What to work on.
Present every line in which the string "components" appears.

Recorded data.
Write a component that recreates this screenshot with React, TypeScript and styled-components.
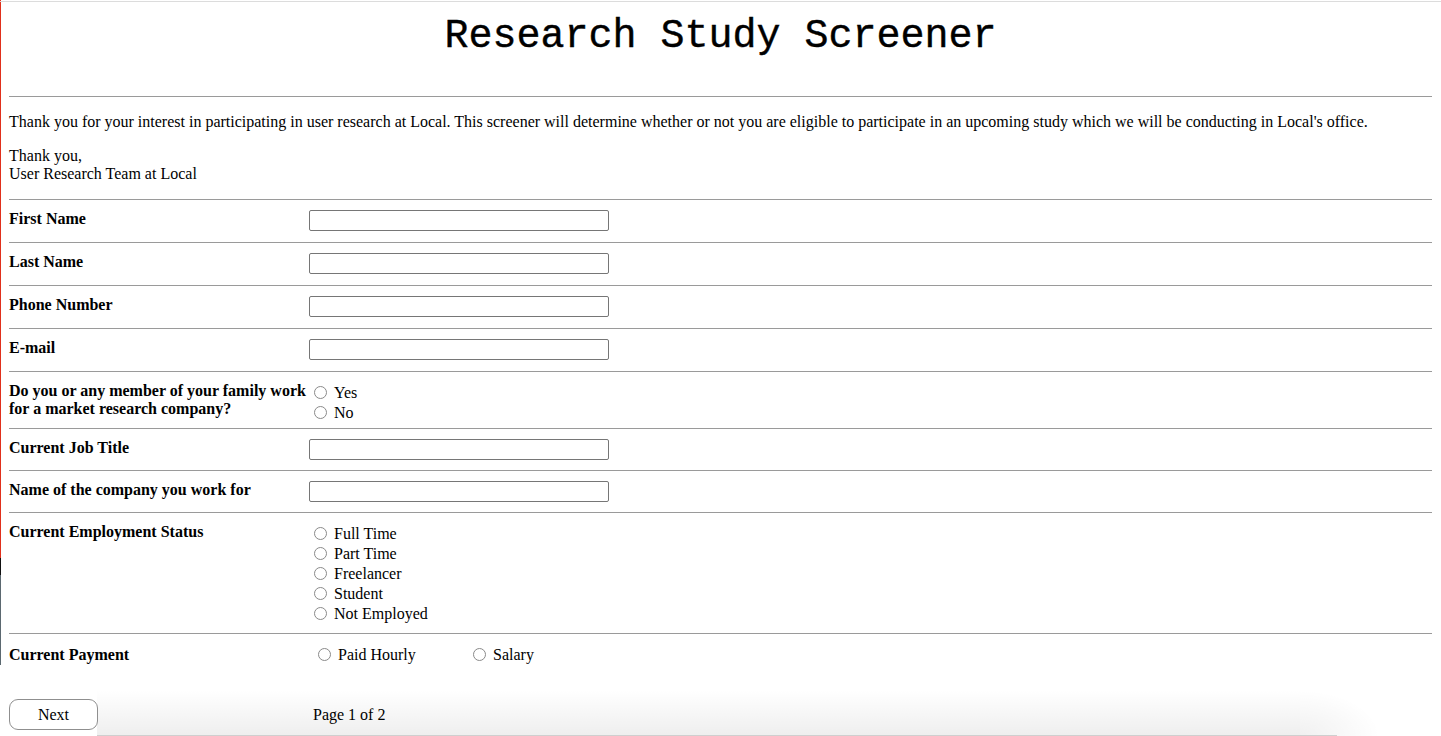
import styled, { createGlobalStyle } from 'styled-components';

const GlobalStyle = createGlobalStyle`
  html {
    background:
      linear-gradient(#dcdcdc, #dcdcdc) 0 1px / 100% 1px no-repeat,
      linear-gradient(to bottom, #e0301c 0 558px, #111 558px 575px, #5b6870 575px 665px, transparent 665px) 0 0 / 1px 736px no-repeat,
      linear-gradient(#cfcfcf, #cfcfcf) 97px 735px / 1240px 1px no-repeat,
      radial-gradient(ellipse 80px 46px at 0 100%, rgba(0, 0, 0, 0.06), rgba(0, 0, 0, 0)) 1300px 690px / 80px 46px no-repeat,
      linear-gradient(to bottom, rgba(0, 0, 0, 0), rgba(0, 0, 0, 0.065)) 97px 690px / 1203px 46px no-repeat,
      #fff;
    min-height: 100%;
  }

  body {
    margin: 0;
    font-family: 'Liberation Serif', 'Times New Roman', serif;
    font-size: 16px;
    color: #000;
  }
`;

const Page = styled.div`
  padding: 2px 9px 0 9px;
`;

const Title = styled.h1`
  margin: 0;
  padding-top: 12px;
  height: 82px;
  text-align: center;
  font-family: 'Liberation Mono', 'Courier New', monospace;
  font-weight: 400;
  font-size: 40px;
  line-height: 45px;
  -webkit-text-stroke: 0.4px #000;
`;

const Intro = styled.div`
  border-top: 1px solid #9a9a9a;
  padding: 16px 0;

  p {
    margin: 0;
  }

  p + p {
    margin-top: 16px;
  }
`;

const Row = styled.div<{ $top?: number; $bottom?: number }>`
  display: flex;
  align-items: flex-start;
  border-top: 1px solid #9a9a9a;
  padding-top: ${(p) => p.$top ?? 10}px;
  padding-bottom: ${(p) => p.$bottom ?? 11}px;
`;

const Label = styled.label<{ $shift?: number }>`
  flex: 0 0 300px;
  padding-top: ${(p) => p.$shift ?? 0}px;
  font-weight: 700;
  line-height: 18px;
  white-space: nowrap;
`;

const TextInput = styled.input`
  width: 300px;
  height: 21px;
  box-sizing: border-box;
  margin: 0;
  border: 1px solid #767676;
  border-radius: 2px;
  background: #fff;
  font: inherit;
`;

const Options = styled.div<{ $inline?: boolean }>`
  display: flex;
  flex-direction: ${(p) => (p.$inline ? 'row' : 'column')};
`;

const Option = styled.label<{ $width?: number; $indent?: number }>`
  display: flex;
  align-items: center;
  box-sizing: border-box;
  height: 20px;
  width: ${(p) => (p.$width ? `${p.$width}px` : 'auto')};
  padding-left: ${(p) => p.$indent ?? 5}px;
  line-height: 20px;

  span {
    padding-top: 2px;
  }
`;

const Radio = styled.input.attrs({ type: 'radio' })`
  appearance: none;
  width: 13px;
  height: 13px;
  margin: 0 7px 0 0;
  border: 1px solid #8a8a8a;
  border-radius: 50%;
  background: #fff;
  box-sizing: border-box;
  flex: none;
`;

const Footer = styled.div`
  display: flex;
  align-items: center;
  margin-top: 25px;
`;

const NextButton = styled.button`
  width: 89px;
  height: 31px;
  margin-right: 215px;
  border: 1px solid #8f8f8f;
  border-radius: 9px;
  background: #fff;
  font-family: 'Liberation Serif', 'Times New Roman', serif;
  font-size: 16px;
  color: #000;
`;

const PageCount = styled.span`
  padding-top: 1px;
`;

const textFields = ['First Name', 'Last Name', 'Phone Number', 'E-mail'];
const employment = ['Full Time', 'Part Time', 'Freelancer', 'Student', 'Not Employed'];

export default function App() {
  return (
    <>
      <GlobalStyle />
      <Page>
        <Title>Research Study Screener</Title>
        <Intro>
          <p>
            Thank you for your interest in participating in user research at Local. This screener will determine whether or
            not you are eligible to participate in an upcoming study which we will be conducting in Local's office.
          </p>
          <p>
            Thank you,
            <br />
            User Research Team at Local
          </p>
        </Intro>

        {textFields.map((name) => (
          <Row key={name}>
            <Label>{name}</Label>
            <TextInput type="text" />
          </Row>
        ))}

        <Row $bottom={6}>
          <Label>
            Do you or any member of your family work
            <br />
            for a market research company?
          </Label>
          <Options>
            <Option>
              <Radio name="market" />
              <span>Yes</span>
            </Option>
            <Option>
              <Radio name="market" />
              <span>No</span>
            </Option>
          </Options>
        </Row>

        <Row $bottom={10}>
          <Label>Current Job Title</Label>
          <TextInput type="text" />
        </Row>
        <Row $bottom={10}>
          <Label>Name of the company you work for</Label>
          <TextInput type="text" />
        </Row>

        <Row $bottom={10}>
          <Label>Current Employment Status</Label>
          <Options>
            {employment.map((item) => (
              <Option key={item}>
                <Radio name="employment" />
                <span>{item}</span>
              </Option>
            ))}
          </Options>
        </Row>

        <Row $bottom={10}>
          <Label $shift={2}>Current Payment</Label>
          <Options $inline>
            <Option $width={159} $indent={9}>
              <Radio name="payment" />
              <span>Paid Hourly</span>
            </Option>
            <Option>
              <Radio name="payment" />
              <span>Salary</span>
            </Option>
          </Options>
        </Row>

        <Footer>
          <NextButton type="button">Next</NextButton>
          <PageCount>Page 1 of 2</PageCount>
        </Footer>
      </Page>
    </>
  );
}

Solution below.
Write a component that recreates this screenshot with React, TypeScript and styled-components.
import styled, { createGlobalStyle } from 'styled-components';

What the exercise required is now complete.